Let this be a lesson to you kids. Don’t ever give up on your dreams. But don't drink all the champagne in one night.

We had so much champagne (thank you Howells for the bubbly) that we forgot about all the things remaining on our punch list. The next morning, as our tenants were moving in, we were still packing our bags. Our tenant Christian was incredibly understanding and I got to show his little boy Roger the rusty live-size baby elephant named Clover that sits in the corner of the backyard.

And Ndoto?  Clarry at Bushmaster in Hoedspruit wasn’t ignoring our emails, he was busy working on Ndoto! She had been well very taken care of and was running better than ever.
"You know, you are over invested in this old Landy," Clarry said to Scott.
"Yes, I know that but my wife loves this car," and he looked over at me already sitting in the co-pilot seat. "I'm so happy I could cry," I said as we left.

Scott and I drove into Kruger Park and to Timbavati. We drove in and out of Hoedspruit.
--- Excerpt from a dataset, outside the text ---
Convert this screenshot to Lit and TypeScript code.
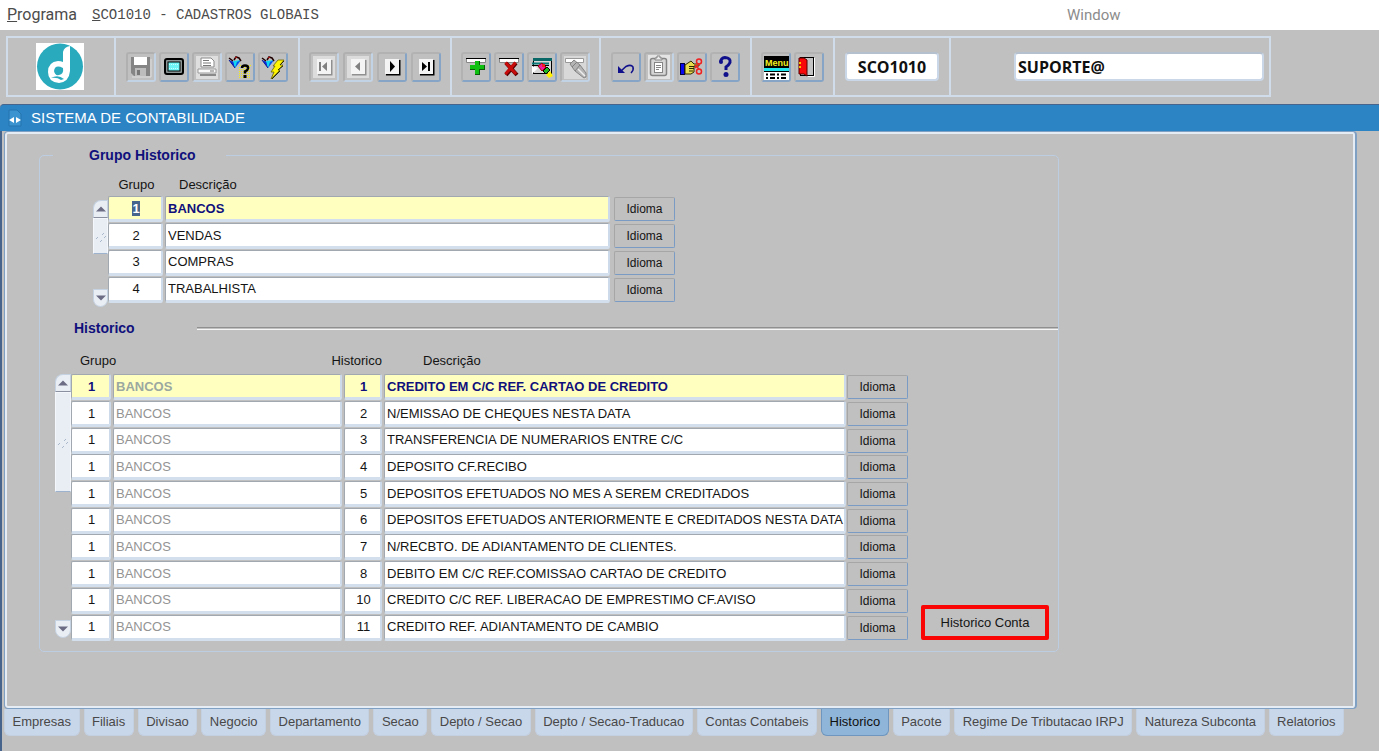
import { LitElement, html, css, svg } from "lit";
import { customElement, state } from "lit/decorators.js";
import { classMap } from "lit/directives/class-map.js";

type Tool = { id: string; label: string; disabled?: boolean };

const icon = (body: unknown) =>
  svg`<svg viewBox="0 0 26 26" width="26" height="26" aria-hidden="true">${body}</svg>`;

const navIcon = (glyph: unknown, off: boolean) =>
  icon(svg`
    ${off ? svg`<rect x="2" y="2" width="22" height="22" fill="#dcdcdc"/>` : ""}
    <path d="M7 20.5H20.5V6" fill="none" stroke=${off ? "#909090" : "#000"} stroke-width="2"/>
    <rect x="6" y="5" width="14" height="15" fill="#f4f4f4"/>
    <g fill=${off ? "#808080" : "#000"}>${glyph}</g>`);

const funnel = svg`
  <path d="M2 6L7 8L8 14Z" fill="#0a2be0"/>
  <path d="M6 7L14 6L8 14Z" fill="#10d8f0"/>
  <path d="M10 8L14 6L8 14Z" fill="#0a50f0"/>
  <path d="M2 6L8 14" fill="none" stroke="#0a1a90"/>
  <path d="M2 4L6 7M7 6L9 3L12 4L14 7" stroke="#200000" stroke-width="1.5" fill="none"/>
  <path d="M8 4L10 3" stroke="#d01010"/>`;

const ICONS: Record<string, unknown> = {
  save: icon(svg`
    <path d="M3 3H22V22H6L3 19Z" fill="#858585"/>
    <rect x="6" y="3" width="13" height="8" fill="#fff"/>
    <rect x="7" y="14" width="11" height="8" fill="#bdbdbd"/>
    <rect x="9" y="16" width="3" height="5" fill="#777"/>
    <path d="M4 23H23V5" fill="none" stroke="#dedede"/>`),
  screen: icon(svg`
    <rect x="4" y="5" width="18" height="15" rx="2" fill="#8d9696" stroke="#000" stroke-width="2"/>
    <rect x="7" y="8" width="12" height="9" fill="#6ff5f5" stroke="#000"/>
    <path d="M8 10.5H18M8 14.5H18" stroke="#c8ffff" stroke-dasharray="1 1"/>`),
  print: icon(svg`
    <rect x="2" y="2" width="22" height="23" fill="#dedede"/>
    <path d="M7 4H17L20 7V13H7Z" fill="#fff" stroke="#8a8a8a"/>
    <path d="M9 6.5H15M9 9H17M9 11.5H17" stroke="#777"/>
    <path d="M4 15H22V19H4Z" fill="#fafafa" stroke="#999"/>
    <path d="M6 21H22" stroke="#8a8a8a" stroke-width="2"/>
    <path d="M16 17H20" stroke="#777"/>`),
  query: icon(svg`
    ${funnel}
    <g stroke="#f5ee10" stroke-dasharray="1 1"><path d="M13 11.5H24M12 13.5H24M12 15.5H24M12 17.5H24M12 19.5H24M12 21.5H24M12 23.5H24"/></g>
    <path d="M15 14Q15 11.5 18 11.5Q21.5 11.5 21 14.5Q20.5 16.500 18 17.500V19.500" fill="none" stroke="#000" stroke-width="2.5"/>
    <rect x="16.500" y="21" width="3" height="3" fill="#000"/>`),
  execute: icon(svg`
    ${funnel}
    <path d="M18 6H24L20 11H23L18 16H20L11 25L14 18H11L15 12H13Z" fill="#fff500" stroke="#6b6400" stroke-width=".8"/>
    <path d="M24 7L20 11M23 12L18 16M20 17L12 25" stroke="#303000" stroke-width="1"/>`),
  first: navIcon(svg`<rect x="8" y="8" width="2" height="9"/><path d="M16 8V17L11 12.500Z"/>`, true),
  prev: navIcon(svg`<path d="M15 8V17L10 12.500Z"/>`, true),
  next: navIcon(svg`<path d="M11 7V18L16 12.500Z"/>`, false),
  last: navIcon(svg`<path d="M9 8V17L14 12.500Z"/><rect x="15" y="8" width="2" height="9"/>`, false),
  insert: icon(svg`
    <path d="M3.500 8.500V4.500H22.500V8.500Z" fill="#fff" stroke="#888"/><path d="M3 4.500H23" stroke="#000"/>
    <path d="M12 7H17V11H22V16H17V21H12V16H7V11H12Z" fill="#0a5a0a"/>
    <path d="M12 7H16V11H21V15H16V20H12V15H7V11H12Z" fill="#10c010"/>`),
  remove: icon(svg`
    <path d="M3.500 8.500V4.500H22.500V8.500Z" fill="#fff" stroke="#888"/><path d="M3 4.500H23" stroke="#000"/>
    <path d="M10 9L21 21M20 9L10 21" stroke="#5a0000" stroke-width="4"/>
    <path d="M9.500 8.500L20 20M19.500 8.500L9.500 20" stroke="#c80c0c" stroke-width="3"/>`),
  lookup: icon(svg`
    <rect x="4.500" y="4.500" width="18" height="15" fill="#d8d8d8" stroke="#000"/>
    <rect x="4" y="4" width="19" height="3" fill="#086868"/>
    <path d="M3 9.500H20" stroke="#087878" stroke-width="2"/>
    <path d="M3 12V20L9 14Z" fill="#fff"/>
    <path d="M3 11.500H20" fill="none" stroke="#000"/>
    <path d="M9 12L13 9L17 13L13 17Z" fill="#f018a0" stroke="#a00000"/>
    <rect x="13" y="10" width="3" height="3" fill="#f02020"/>
    <path d="M14 17L18 13L21 16L17 20Z" fill="#20b820" stroke="#000"/>
    <path d="M17 21L21 17L24 22L20 24Z" fill="#fff000"/>`),
  clear: icon(svg`
    <rect x="2" y="2" width="22" height="23" fill="#d8d8d8"/>
    <path d="M3.500 8.500V4.500H21.500V8.500Z" fill="#fff" stroke="#999"/>
    <path d="M8 10L12 6L18 11L24 19V23L22 24L13 17Z" fill="#b4b4b4" stroke="#858585"/>
    <path d="M13 17L18 11M10 13L15 8" stroke="#808080"/>
    <path d="M16 15L23 22" stroke="#eee" stroke-width="1.500"/>`),
  undo: icon(svg`
    <path d="M8 17L13 12.500Q18 10 20 13Q21 16 18 19" fill="none" stroke="#10108c" stroke-width="1.500"/>
    <path d="M5 12V19H12Z" fill="#10108c"/>`),
  clipboard: icon(svg`
    <rect x="2" y="1" width="22" height="24" fill="#e4e4e4"/>
    <rect x="4.500" y="4.500" width="16" height="17" rx="2" fill="#d6d6d6" stroke="#858585" stroke-width="1.500"/>
    <path d="M9 6V4H11V2H14V4H16V6Z" fill="#eee" stroke="#858585"/>
    <rect x="8.500" y="8.500" width="8" height="10" fill="#fff" stroke="#858585"/>
    <path d="M10 11.500H15M10 13.500H15M10 15.500H13" stroke="#858585"/>`),
  cut: icon(svg`
    <rect x="1.500" y="9.500" width="4" height="11" fill="#0808f0" stroke="#000040"/>
    <path d="M6 11L12 7L15 10H20V12H15V18L12 20H6Z" fill="#e8dc50" stroke="#302800"/>
    <path d="M10 12.500H15M10 14.500H15M10 17H14" stroke="#302800"/>
    <circle cx="20" cy="7.500" r="2.500" fill="none" stroke="#f02020" stroke-width="1.500"/>
    <circle cx="20" cy="17.500" r="2.500" fill="none" stroke="#f02020" stroke-width="1.500"/>
    <path d="M20 10L16 14M20 15L16 11" stroke="#f02020" stroke-width="1.500"/>`),
  help: icon(svg`
    <path d="M8.500 8Q9 4 13 3.500Q19 4 18 8.500Q17 11 14 13V16" fill="none" stroke="#10108c" stroke-width="3"/>
    <circle cx="9" cy="8" r="2" fill="#10108c"/><circle cx="14" cy="20.500" r="2.500" fill="#10108c"/>`),
  menu: icon(svg`
    <rect x="1" y="2" width="25" height="12" fill="#000"/>
    <text class="menu-word" x="2" y="12">Menu</text>
    <rect x="1" y="14" width="25" height="3" fill="#20e8f0"/>
    <path d="M1 17.500H26" stroke="#000"/><rect x="1" y="18" width="25" height="8" fill="#fff"/>
    <path d="M3 20.500H5M7 20.500H12M14 20.500H16M18 20.500H23M3 24H5M7 24H12M14 24H16M18 24H23" stroke="#000" stroke-width="2"/>`),
  exit: icon(svg`
    <rect x="4.500" y="3.500" width="13" height="18" fill="#c4c4c4" stroke="#000"/>
    <path d="M18.500 4V22.500H12" fill="none" stroke="#fff"/>
    <path d="M3 4H8L11 6V22L8 20H3Z" fill="#f80808" stroke="#500"/>
    <path d="M3 9H5M3 13H5" stroke="#ff0" stroke-width="1.500"/>`),
};

const TOOLS: { roomy?: boolean; spaced?: boolean; items: Tool[] }[] = [
  {
    roomy: true,
    items: [
      { id: "save", label: "Salvar", disabled: true },
      { id: "screen", label: "Tela" },
      { id: "print", label: "Imprimir", disabled: true },
      { id: "query", label: "Entrar consulta" },
      { id: "execute", label: "Executar consulta" },
    ],
  },
  {
    spaced: true,
    items: [
      { id: "first", label: "Primeiro", disabled: true },
      { id: "prev", label: "Anterior", disabled: true },
      { id: "next", label: "Proximo" },
      { id: "last", label: "Ultimo" },
    ],
  },
  {
    items: [
      { id: "insert", label: "Inserir" },
      { id: "remove", label: "Remover" },
      { id: "lookup", label: "Lista" },
      { id: "clear", label: "Limpar", disabled: true },
    ],
  },
  {
    roomy: true,
    items: [
      { id: "undo", label: "Desfazer" },
      { id: "clipboard", label: "Colar", disabled: true },
      { id: "cut", label: "Recortar" },
      { id: "help", label: "Ajuda" },
    ],
  },
  {
    items: [
      { id: "menu", label: "Menu" },
      { id: "exit", label: "Sair" },
    ],
  },
];

const GROUPS: [string, string][] = [
  ["1", "BANCOS"],
  ["2", "VENDAS"],
  ["3", "COMPRAS"],
  ["4", "TRABALHISTA"],
];

const ENTRIES: [string, string][] = [
  ["1", "CREDITO EM C/C REF. CARTAO DE CREDITO"],
  ["2", "N/EMISSAO DE CHEQUES NESTA DATA"],
  ["3", "TRANSFERENCIA DE NUMERARIOS ENTRE C/C"],
  ["4", "DEPOSITO CF.RECIBO"],
  ["5", "DEPOSITOS EFETUADOS NO MES A SEREM CREDITADOS"],
  ["6", "DEPOSITOS EFETUADOS ANTERIORMENTE E CREDITADOS NESTA DATA"],
  ["7", "N/RECBTO. DE ADIANTAMENTO DE CLIENTES."],
  ["8", "DEBITO EM C/C REF.COMISSAO CARTAO DE CREDITO"],
  ["10", "CREDITO C/C REF. LIBERACAO DE EMPRESTIMO CF.AVISO"],
  ["11", "CREDITO REF. ADIANTAMENTO DE CAMBIO"],
];

const TABS = [
  "Empresas", "Filiais", "Divisao", "Negocio", "Departamento", "Secao",
  "Depto / Secao", "Depto / Secao-Traducao", "Contas Contabeis", "Historico",
  "Pacote", "Regime De Tributacao IRPJ", "Natureza Subconta", "Relatorios",
];

@customElement("form-scrollbar")
export class FormScrollbar extends LitElement {
  static styles = css`
    :host { display: flex; flex-direction: column; }
    button {
      height: 18px; padding: 0; flex: none;
      display: flex; align-items: center; justify-content: center;
      background: #e9eef5; border: 1px solid #c5d2e2;
    }
    .up { border-radius: 8px 0 0 0; border-bottom: 1px solid #8a90a0; }
    .down { border-radius: 0 0 8px 8px; }
    .track { flex: 1; display: flex; flex-direction: column; }
    .thumb {
      height: 50%; box-sizing: border-box; background: #e9eef5;
      border: 1px solid #f4f7fb; border-bottom: 1px solid #9db3cd;
      display: flex; align-items: center; justify-content: center;
    }
    .thumb.tall { height: 44%; }
  `;
  static properties = { tall: { type: Boolean } };
  declare tall: boolean;
  render() {
    return html`
      <button class="up" aria-label="Subir"><svg width="10" height="6"><path d="M0 5.500L5 .5L10 5.500Z" fill="#6c6c84"/></svg></button>
      <div class="track">
        <div class=${classMap({ thumb: true, tall: this.tall })}>
          <svg width="12" height="14"><path d="M1 10L3 8M7 6L9 4M5 13L7 11M9 9L11 7" stroke="#a9b9cb"/></svg>
        </div>
      </div>
      <button class="down" aria-label="Descer"><svg width="10" height="6"><path d="M0 .5L5 5.500L10 .5Z" fill="#6c6c84"/></svg></button>
    `;
  }
}

@customElement("app-root")
export class AppRoot extends LitElement {
  @state() private tab = "Historico";

  static styles = css`
    :host {
      display: flex; flex-direction: column; min-height: 100vh; box-sizing: border-box;
      background: #c0c0c0; color: #141414;
      font-family: "Liberation Sans", Arial, sans-serif; font-size: 13px; line-height: 16px;
    }
    button, input { font: inherit; color: inherit; margin: 0; box-sizing: border-box; }
    button:focus, input:focus { outline: none; }

    .menubar {
      display: grid; grid-template-columns: 1067px auto; align-items: center;
      height: 30px; background: #fff; color: #4c4c4c;
      font-family: Roboto, "Liberation Sans", sans-serif; font-size: 16px; line-height: 20px;
    }
    .menus { display: flex; align-items: center; gap: 15px; padding-left: 7px; }
    .menubar button { background: none; border: 0; padding: 0; }
    .menubar .mono { font-family: "Liberation Mono", monospace; font-size: 14px; }
    .menubar .off { color: #8c8c8c; justify-self: start; font-size: 15px; }

    .toolbar {
      display: flex; align-self: flex-start; margin: 6px 0 7px 6px; height: 61px;
      box-sizing: border-box; border: 2px solid #d0dcea;
    }
    .cell { display: flex; align-items: center; border-left: 2px solid #d0dcea; padding: 0 9px; gap: 3px; }
    .cell.roomy { padding: 0 10px; }
    .cell.spaced { gap: 4px; }
    .cell.logo { border-left: 0; padding: 0 30px 0 28px; }
    .tool {
      width: 30px; height: 30px; padding: 0; display: flex; align-items: center; justify-content: center;
      background: #c0c0c0; border: 2px solid; border-color: #b2b2b2 #86a4c6 #86a4c6 #b2b2b2; border-radius: 3px;
    }
    .tool:disabled { border-color: #b0b0b0 #c3d3e6 #c3d3e6 #b0b0b0; }
    .tool svg { flex: none; }
    .menu-word { font-family: "Liberation Sans", sans-serif; font-weight: bold; font-size: 9px; fill: #f4f020; }
    .status {
      height: 29px; background: #fff; border: 2px solid #c9d7e8; border-top-color: #b4c0ce; border-radius: 4px;
      font-family: "Open Sans", "Noto Sans", sans-serif; font-weight: bold; font-size: 16px; color: #101010; padding: 0 2px;
    }
    .status.code { width: 94px; text-align: center; }
    .status.user { width: 250px; }
    .cell.code-cell { padding: 0 10px; }
    .cell.user-cell { padding: 0 5px 0 63px; }

    .titlebar {
      display: flex; align-items: center; gap: 9px; height: 27px; box-sizing: border-box;
      padding-left: 8px; background: #2c84c4; border-top: 1px solid #46648c; border-radius: 4px 0 0 0;
      color: #fff; font-size: 15px; font-weight: normal; margin: 0;
    }
    .body {
      flex: 1; display: flex; flex-direction: column; border-left: 2px solid #46648c; padding: 0 22px 15px 2px;
    }
    .panel {
      flex: 1; border: 1px solid #7f9fc3; border-right-width: 2px; border-radius: 4px;
      box-shadow: inset 0 0 0 2px #e6ecf4; padding: 15px 32px 12px 34px;
    }
    .group { margin: 0; width: fit-content; border: 1px solid #bccde2; border-radius: 5px; padding: 0 0 10px; }
    legend { margin-left: 13px; padding: 0 30px 0 36px; font-weight: bold; font-size: 14px; color: #10107c; }
    .block { display: flex; align-items: flex-start; }
    .block.upper { padding: 11px 0 0 53px; }
    .block.lower { padding: 10px 9px 0 15px; }
    .block form-scrollbar { width: 15px; }
    .block.upper form-scrollbar { margin-top: 26px; height: 107px; }
    .block.lower form-scrollbar { width: 16px; margin-top: 26px; height: 264px; }
    .section { display: flex; align-items: center; margin-top: 11px; padding-left: 34px; line-height: 20px; }
    .section h2 { margin: 0; width: 123px; font-size: 14px; font-weight: bold; color: #10107c; }
    .section span { flex: 1; height: 1px; border-top: 1px solid #8f8f8f; border-bottom: 1px solid #f6f6f6; }

    table { border-collapse: collapse; table-layout: fixed; }
    .upper table { width: 567px; height: 129px; }
    .lower table { width: 837px; height: 293px; }
    th { font-weight: normal; text-align: left; padding: 0; height: 22px; white-space: nowrap; }
    .lower th { height: 26px; }
    td { padding: 0 2px 0 0; }
    .upper td.action { padding: 0 0 0 2px; }
    .lower td.action { padding: 0; }
    .lower td.wide { padding: 0 1px 0 0; }
    .field {
      display: block; width: 100%; height: 26px; padding: 0 0 0 2px;
      background: #fff; border: 1px solid #a2a8b0; border-right: 2px solid #cddaea; border-bottom: 3px solid #d3dfed;
      border-radius: 2px;
    }
    .num { text-align: center; }
    .dim { color: #939393; }
    .current .field { background: #ffffc0; color: #10107c; font-weight: bold; }
    .current .dim { color: #9aa8a0; }
    .field::selection { background: #46648c; color: #fff; }
    .small {
      display: block; width: 100%; height: 24px; padding: 0; background: #c0c0c0; font-size: 12px;
      border: 1px solid; border-color: #a6a6a6 #7a9cc4 #7a9cc4 #a6a6a6; border-radius: 2px;
    }
    .account {
      align-self: flex-end; margin: 0 0 1px 13px; width: 128px; height: 35px; padding: 0;
      background: #c0c0c0; border: 4px solid #fb0404; border-radius: 2px;
    }
    .c-gap { text-indent: 14px; }
    .c-code { text-align: center; }
    .c-left { text-indent: 9px; }
    .c-right { direction: rtl; padding-right: 2px; }
    .c-desc { text-indent: 39px; }

    .tabs { display: flex; gap: 4px; padding-right: 13px; }
    .tabs button {
      flex: 1 1 auto; height: 27px; padding: 0 7px; white-space: nowrap; color: #484848;
      background: #c9d7ea; border: 1px solid #c3d0e2; border-top: 0; border-radius: 0 0 6px 6px;
    }
    .tabs .active { background: #8fb5d8; border-color: #6f96bf; color: #101010; }
  `;

  firstUpdated() {
    const first = this.renderRoot.querySelector<HTMLInputElement>(".upper .field");
    first?.focus();
    first?.select();
  }

  render() {
    return html`
      <nav class="menubar">
        <div class="menus">
          <button><u>P</u>rograma</button>
          <button class="mono"><u>S</u>CO1010 - CADASTROS GLOBAIS</button>
        </div>
        <button class="off">Window</button>
      </nav>

      <header class="toolbar">
        <div class="cell logo">
          <svg width="48" height="47" viewBox="0 0 48 47" role="img" aria-label="Logo">
            <rect width="48" height="47" fill="#fff"/>
            <circle cx="24" cy="23.500" r="23" fill="#2aabbd"/>
            <path d="M27 19V9Q28 4 34 3V28Q33 39 23 40Q12 39 12 29Q12 19 22 18Q25 18 27 19Z" fill="#fff"/>
            <path d="M27 25Q19 21 18 28Q19 33 23 32Q28 31 27 25Z" fill="#2aabbd"/>
            <path d="M15 35Q22 31 28 36L25 37Q21 34 15 35Z" fill="#2aabbd"/>
          </svg>
        </div>
        ${TOOLS.map((group) => html`
          <div class=${classMap({ cell: true, roomy: !!group.roomy, spaced: !!group.spaced })}>
            ${group.items.map((t) => html`
              <button class="tool" aria-label=${t.label} ?disabled=${t.disabled}>${ICONS[t.id]}</button>`)}
          </div>`)}
        <div class="cell code-cell"><input class="status code" aria-label="Programa" .value=${"SCO1010"} /></div>
        <div class="cell user-cell"><input class="status user" aria-label="Usuario" .value=${"SUPORTE@"} /></div>
      </header>

      <h1 class="titlebar">
        <svg width="14" height="18" viewBox="0 0 14 18" aria-hidden="true">
          <path d="M1 1H9L13 5V17H1Z" fill="#3b93d0" stroke="#2474b0"/>
          <path d="M6 8V14L1 11ZM8 8L13 11L8 14Z" fill="#fff"/>
        </svg>
        SISTEMA DE CONTABILIDADE
      </h1>

      <main class="body">
        <div class="panel">
          <fieldset class="group">
            <legend>Grupo Historico</legend>
            <div class="block upper">
              <form-scrollbar></form-scrollbar>
              <table>
                <colgroup><col width="57" /><col width="447" /><col width="63" /></colgroup>
                <thead><tr><th class="c-code">Grupo</th><th class="c-gap">Descrição</th><th></th></tr></thead>
                <tbody>
                  ${GROUPS.map(([code, name], i) => html`
                    <tr class=${classMap({ current: i === 0 })}>
                      <td><input class="field num" aria-label="Grupo" .value=${code} /></td>
                      <td><input class="field" aria-label="Descrição" .value=${name} /></td>
                      <td class="action"><button class="small">Idioma</button></td>
                    </tr>`)}
                </tbody>
              </table>
            </div>

            <div class="section"><h2>Historico</h2><span></span></div>

            <div class="block lower">
              <form-scrollbar .tall=${true}></form-scrollbar>
              <table>
                <colgroup><col width="42" /><col width="231" /><col width="40" /><col width="463" /><col width="61" /></colgroup>
                <thead>
                  <tr>
                    <th class="c-left">Grupo</th><th></th><th class="c-right">Historico</th>
                    <th class="c-desc">Descrição</th><th></th>
                  </tr>
                </thead>
                <tbody>
                  ${ENTRIES.map(([code, text], i) => html`
                    <tr class=${classMap({ current: i === 0 })}>
                      <td><input class="field num" aria-label="Grupo" .value=${"1"} /></td>
                      <td><input class="field dim" aria-label="Nome do grupo" .value=${"BANCOS"} readonly /></td>
                      <td><input class="field num" aria-label="Historico" .value=${code} /></td>
                      <td class="wide"><input class="field" aria-label="Descrição" .value=${text} /></td>
                      <td class="action"><button class="small">Idioma</button></td>
                    </tr>`)}
                </tbody>
              </table>
              <button class="account">Historico Conta</button>
            </div>
          </fieldset>
        </div>
        <nav class="tabs">
          ${TABS.map((t) => html`
            <button class=${classMap({ active: t === this.tab })} @click=${() => (this.tab = t)}>${t}</button>`)}
        </nav>
      </main>
    `;
  }
}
We got to meet a sweet little girl named Sanne and see some of our Southern Hemisphere friends.

The evening we picked up Ndoto I installed a brand new memory foam mattress to her rooftop tent then made the bed with soft new sheets and plush duvet. “We’re home,” I said to Scott as he poured the first Gin and Tonic of our new adventure. Ndoto sat tall on her rebuilt chassis and murmured quietly on her new pistons. The steering was tighter, but we no longer had to downshift to second to climb hills. It was all so wonderfully perfect. For two weeks everything was going so well. We couldn’t believe our luck.
Then, on our way back into the Kruger Park, this happened:

Back in Hoedspruit, Clarry and his Indy 500 Pit Crew, leaning into Ndoto like a team of ER surgeons, had the engine apart faster than you can say, "How much does it cost to repair a cracked block?"
But since Clarry is a miracle worker, I think she’ll soon be as good as a 43-year-old Landy can be and get us where we want to go.

 Kruger Park, South Africa, in a Land Rover Discovery loaner.